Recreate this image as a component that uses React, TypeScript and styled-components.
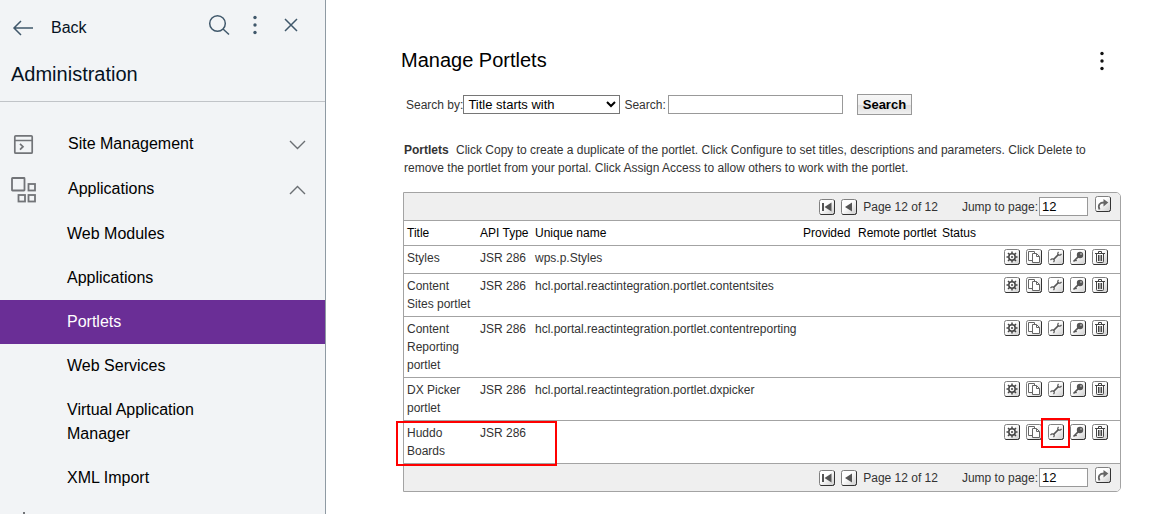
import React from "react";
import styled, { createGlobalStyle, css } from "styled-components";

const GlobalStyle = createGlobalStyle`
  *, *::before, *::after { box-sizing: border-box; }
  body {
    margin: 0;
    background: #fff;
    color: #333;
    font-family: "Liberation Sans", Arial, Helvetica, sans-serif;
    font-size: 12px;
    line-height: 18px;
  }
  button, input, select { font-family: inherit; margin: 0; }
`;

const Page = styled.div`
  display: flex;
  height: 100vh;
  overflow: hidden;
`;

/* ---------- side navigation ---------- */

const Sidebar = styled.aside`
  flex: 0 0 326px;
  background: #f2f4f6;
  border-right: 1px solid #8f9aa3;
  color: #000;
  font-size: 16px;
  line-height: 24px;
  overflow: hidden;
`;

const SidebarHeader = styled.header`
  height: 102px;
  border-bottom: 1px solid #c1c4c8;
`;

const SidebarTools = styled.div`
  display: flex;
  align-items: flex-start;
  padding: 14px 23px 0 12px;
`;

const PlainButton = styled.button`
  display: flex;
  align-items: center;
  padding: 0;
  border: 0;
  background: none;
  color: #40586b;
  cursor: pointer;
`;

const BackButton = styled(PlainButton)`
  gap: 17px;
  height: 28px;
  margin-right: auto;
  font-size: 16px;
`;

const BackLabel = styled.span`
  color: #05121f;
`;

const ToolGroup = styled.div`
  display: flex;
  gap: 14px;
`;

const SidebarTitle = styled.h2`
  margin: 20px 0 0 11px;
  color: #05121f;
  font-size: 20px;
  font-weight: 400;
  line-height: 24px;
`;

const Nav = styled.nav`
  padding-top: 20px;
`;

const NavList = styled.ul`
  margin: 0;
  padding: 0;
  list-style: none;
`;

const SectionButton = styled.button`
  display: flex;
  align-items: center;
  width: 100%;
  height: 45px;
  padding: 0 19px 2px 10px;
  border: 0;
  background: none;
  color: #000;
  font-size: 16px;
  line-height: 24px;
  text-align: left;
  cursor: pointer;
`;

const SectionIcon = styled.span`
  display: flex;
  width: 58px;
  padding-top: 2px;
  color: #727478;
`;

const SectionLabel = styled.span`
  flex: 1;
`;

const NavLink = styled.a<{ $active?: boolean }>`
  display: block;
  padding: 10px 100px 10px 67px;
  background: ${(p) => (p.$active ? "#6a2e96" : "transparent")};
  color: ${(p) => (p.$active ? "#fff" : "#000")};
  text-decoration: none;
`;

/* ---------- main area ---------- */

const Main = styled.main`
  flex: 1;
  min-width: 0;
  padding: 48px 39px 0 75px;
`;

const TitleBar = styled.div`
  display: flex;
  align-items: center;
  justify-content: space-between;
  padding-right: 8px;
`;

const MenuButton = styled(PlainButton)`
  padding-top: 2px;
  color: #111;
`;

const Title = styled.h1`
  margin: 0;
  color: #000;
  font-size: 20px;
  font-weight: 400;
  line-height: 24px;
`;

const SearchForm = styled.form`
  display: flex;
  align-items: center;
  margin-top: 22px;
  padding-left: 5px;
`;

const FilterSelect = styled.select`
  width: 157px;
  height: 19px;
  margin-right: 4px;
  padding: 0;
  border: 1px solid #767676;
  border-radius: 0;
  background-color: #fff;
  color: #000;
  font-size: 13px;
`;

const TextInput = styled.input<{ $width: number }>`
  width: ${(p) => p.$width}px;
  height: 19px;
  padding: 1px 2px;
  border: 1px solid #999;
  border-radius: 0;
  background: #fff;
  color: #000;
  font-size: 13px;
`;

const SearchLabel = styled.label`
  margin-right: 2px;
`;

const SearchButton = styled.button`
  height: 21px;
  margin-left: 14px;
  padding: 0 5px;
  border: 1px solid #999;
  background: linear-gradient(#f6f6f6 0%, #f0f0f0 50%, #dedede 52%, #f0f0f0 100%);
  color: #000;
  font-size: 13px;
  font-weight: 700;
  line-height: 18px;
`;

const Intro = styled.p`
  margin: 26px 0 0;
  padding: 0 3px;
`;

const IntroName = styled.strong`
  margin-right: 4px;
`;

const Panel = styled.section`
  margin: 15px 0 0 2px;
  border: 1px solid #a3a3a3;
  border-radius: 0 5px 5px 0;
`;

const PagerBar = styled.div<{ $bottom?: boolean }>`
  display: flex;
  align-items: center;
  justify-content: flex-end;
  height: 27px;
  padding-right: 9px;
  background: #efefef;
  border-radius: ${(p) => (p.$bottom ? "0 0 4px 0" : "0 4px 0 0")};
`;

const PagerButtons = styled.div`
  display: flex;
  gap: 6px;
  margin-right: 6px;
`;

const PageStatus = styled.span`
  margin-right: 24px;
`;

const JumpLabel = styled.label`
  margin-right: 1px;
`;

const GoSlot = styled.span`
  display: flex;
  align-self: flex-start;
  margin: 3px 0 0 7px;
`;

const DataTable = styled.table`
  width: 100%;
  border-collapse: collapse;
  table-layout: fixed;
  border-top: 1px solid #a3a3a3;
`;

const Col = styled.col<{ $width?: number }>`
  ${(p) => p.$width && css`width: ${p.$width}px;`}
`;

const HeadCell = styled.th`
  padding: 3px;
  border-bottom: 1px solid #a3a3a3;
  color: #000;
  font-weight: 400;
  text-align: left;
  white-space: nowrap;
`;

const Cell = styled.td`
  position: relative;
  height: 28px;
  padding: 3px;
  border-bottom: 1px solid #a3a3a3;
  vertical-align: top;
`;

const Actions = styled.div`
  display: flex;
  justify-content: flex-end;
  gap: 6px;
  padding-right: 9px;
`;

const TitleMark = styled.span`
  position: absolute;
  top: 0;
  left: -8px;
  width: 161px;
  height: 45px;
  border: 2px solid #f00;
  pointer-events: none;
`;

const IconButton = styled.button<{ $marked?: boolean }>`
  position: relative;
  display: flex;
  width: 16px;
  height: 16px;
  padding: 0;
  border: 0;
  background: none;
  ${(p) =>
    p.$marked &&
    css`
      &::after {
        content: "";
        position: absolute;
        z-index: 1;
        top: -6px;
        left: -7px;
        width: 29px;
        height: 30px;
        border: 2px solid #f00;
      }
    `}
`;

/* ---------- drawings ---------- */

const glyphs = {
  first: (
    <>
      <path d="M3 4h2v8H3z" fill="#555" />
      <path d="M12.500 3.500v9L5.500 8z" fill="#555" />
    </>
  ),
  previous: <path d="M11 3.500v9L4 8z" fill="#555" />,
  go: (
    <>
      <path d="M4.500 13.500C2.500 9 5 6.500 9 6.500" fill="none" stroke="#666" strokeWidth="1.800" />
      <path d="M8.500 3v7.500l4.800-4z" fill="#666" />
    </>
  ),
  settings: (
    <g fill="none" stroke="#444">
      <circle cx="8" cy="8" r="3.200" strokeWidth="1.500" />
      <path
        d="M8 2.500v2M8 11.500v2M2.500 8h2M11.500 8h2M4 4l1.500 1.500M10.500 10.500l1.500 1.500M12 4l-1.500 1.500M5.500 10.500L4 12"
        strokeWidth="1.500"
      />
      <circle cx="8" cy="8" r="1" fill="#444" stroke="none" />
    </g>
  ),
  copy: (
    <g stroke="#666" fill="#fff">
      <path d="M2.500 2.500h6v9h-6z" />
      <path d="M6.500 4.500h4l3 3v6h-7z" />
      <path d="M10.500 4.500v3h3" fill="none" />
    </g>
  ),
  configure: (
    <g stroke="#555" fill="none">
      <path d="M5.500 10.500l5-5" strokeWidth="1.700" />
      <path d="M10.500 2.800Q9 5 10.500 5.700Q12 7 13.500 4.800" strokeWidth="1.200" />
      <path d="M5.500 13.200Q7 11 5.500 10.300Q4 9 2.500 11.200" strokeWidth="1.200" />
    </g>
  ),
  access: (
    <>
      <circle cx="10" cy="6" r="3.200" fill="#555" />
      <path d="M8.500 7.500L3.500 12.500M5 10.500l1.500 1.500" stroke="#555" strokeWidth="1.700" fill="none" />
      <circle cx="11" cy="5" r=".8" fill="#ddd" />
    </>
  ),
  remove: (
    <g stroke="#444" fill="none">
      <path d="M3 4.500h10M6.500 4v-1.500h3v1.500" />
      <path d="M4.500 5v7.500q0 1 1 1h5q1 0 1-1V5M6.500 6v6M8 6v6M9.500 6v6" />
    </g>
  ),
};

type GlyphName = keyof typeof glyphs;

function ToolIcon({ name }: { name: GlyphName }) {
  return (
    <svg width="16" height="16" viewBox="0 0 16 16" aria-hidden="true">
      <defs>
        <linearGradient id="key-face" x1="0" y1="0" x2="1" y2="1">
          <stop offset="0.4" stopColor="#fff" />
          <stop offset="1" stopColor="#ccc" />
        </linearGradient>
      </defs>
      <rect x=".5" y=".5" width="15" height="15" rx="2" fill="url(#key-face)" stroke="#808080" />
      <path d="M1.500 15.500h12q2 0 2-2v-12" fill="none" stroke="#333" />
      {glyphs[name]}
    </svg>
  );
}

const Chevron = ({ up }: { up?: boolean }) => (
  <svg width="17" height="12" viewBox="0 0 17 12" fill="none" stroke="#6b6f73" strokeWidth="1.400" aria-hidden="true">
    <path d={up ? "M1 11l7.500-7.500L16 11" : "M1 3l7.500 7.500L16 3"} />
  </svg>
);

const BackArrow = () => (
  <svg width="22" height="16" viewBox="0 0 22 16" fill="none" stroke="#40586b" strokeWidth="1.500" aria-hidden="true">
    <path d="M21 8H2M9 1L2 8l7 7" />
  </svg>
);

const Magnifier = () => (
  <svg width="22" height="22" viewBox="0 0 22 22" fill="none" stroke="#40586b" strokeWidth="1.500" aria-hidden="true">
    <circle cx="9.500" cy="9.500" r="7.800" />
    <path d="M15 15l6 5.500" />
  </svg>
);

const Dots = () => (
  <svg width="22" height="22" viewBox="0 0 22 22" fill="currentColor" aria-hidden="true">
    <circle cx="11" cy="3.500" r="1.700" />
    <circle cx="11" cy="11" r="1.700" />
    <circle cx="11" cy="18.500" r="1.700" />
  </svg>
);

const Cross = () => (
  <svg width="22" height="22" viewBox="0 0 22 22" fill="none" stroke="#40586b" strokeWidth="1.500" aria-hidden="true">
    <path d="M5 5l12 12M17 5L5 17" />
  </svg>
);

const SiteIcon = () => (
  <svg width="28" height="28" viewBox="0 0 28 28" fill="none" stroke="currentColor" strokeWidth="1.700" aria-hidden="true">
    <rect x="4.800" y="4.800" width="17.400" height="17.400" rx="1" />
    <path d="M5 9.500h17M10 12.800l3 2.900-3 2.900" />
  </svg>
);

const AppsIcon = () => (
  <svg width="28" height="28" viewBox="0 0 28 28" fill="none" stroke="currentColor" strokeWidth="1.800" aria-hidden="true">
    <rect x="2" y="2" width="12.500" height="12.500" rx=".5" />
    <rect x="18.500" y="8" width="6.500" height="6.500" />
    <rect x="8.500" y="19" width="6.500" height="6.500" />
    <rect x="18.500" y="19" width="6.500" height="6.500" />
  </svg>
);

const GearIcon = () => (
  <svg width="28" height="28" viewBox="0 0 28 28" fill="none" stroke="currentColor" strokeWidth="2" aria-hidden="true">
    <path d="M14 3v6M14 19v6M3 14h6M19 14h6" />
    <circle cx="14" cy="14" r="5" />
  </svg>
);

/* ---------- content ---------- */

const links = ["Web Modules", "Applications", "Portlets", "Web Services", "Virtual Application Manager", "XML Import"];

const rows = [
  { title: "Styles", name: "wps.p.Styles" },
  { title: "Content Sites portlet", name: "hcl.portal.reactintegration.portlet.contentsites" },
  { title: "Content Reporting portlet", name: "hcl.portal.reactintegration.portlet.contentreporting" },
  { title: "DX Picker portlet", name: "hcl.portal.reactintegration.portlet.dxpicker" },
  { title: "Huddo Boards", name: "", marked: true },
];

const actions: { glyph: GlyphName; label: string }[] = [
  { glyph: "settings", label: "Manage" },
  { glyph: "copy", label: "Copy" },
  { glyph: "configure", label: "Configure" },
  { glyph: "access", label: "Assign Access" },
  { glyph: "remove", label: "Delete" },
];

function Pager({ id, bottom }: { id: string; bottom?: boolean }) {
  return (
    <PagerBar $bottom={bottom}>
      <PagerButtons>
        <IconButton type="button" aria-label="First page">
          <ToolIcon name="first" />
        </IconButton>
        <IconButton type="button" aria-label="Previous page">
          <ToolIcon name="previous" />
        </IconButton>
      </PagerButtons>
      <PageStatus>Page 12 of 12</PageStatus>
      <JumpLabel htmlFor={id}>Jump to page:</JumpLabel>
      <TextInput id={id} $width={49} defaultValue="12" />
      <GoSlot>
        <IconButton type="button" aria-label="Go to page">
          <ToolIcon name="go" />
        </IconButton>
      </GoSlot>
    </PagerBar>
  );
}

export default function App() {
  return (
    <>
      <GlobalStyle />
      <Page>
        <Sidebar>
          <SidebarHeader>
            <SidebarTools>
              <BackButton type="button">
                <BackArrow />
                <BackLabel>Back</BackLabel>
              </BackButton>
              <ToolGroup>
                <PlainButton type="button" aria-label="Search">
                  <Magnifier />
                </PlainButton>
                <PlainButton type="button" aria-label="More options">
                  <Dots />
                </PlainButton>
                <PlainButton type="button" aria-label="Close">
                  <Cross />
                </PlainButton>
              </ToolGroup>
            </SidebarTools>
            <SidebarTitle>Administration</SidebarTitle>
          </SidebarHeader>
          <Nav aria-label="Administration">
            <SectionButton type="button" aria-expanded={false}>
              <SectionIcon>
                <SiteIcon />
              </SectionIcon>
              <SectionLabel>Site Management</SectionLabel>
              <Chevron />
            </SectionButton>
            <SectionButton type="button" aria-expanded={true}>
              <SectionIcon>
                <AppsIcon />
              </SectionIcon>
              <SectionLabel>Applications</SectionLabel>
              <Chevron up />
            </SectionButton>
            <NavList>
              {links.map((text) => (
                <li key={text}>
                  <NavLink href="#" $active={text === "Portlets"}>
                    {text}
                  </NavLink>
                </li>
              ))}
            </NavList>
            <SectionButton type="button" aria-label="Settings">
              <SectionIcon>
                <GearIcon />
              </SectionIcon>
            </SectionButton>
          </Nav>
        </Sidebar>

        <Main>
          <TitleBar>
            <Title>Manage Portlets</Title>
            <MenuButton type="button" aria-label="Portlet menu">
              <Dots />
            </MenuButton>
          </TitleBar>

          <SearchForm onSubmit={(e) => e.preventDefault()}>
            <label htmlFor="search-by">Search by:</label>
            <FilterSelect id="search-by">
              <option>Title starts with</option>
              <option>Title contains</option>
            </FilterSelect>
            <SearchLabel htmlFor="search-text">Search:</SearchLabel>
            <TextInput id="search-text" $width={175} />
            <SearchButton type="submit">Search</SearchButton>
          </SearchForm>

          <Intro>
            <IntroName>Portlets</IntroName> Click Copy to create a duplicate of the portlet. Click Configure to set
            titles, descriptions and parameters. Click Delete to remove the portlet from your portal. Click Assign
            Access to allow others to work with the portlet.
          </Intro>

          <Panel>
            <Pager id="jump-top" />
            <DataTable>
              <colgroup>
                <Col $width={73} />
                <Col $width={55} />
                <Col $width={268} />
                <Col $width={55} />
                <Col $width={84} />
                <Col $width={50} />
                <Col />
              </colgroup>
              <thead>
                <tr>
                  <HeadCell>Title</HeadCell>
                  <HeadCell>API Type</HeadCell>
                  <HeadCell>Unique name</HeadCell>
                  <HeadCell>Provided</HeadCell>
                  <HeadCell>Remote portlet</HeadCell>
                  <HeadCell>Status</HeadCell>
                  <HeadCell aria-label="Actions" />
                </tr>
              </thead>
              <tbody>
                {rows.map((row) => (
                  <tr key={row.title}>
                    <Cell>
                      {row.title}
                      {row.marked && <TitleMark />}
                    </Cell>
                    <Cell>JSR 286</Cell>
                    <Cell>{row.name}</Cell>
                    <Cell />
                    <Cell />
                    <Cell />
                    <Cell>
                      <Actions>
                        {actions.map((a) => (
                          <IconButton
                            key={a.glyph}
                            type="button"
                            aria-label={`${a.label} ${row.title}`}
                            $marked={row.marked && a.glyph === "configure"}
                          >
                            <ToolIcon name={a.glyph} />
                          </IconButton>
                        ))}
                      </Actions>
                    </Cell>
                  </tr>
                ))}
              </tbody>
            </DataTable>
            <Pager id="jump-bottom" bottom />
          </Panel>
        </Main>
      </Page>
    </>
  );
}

(PROBLEM DESCRIPTION) Look through the lines above and collect those with the word "components".

(EXERCISE OUTPUT)
Recreate this image as a component that uses React, TypeScript and styled-components.
import styled, { createGlobalStyle, css } from "styled-components";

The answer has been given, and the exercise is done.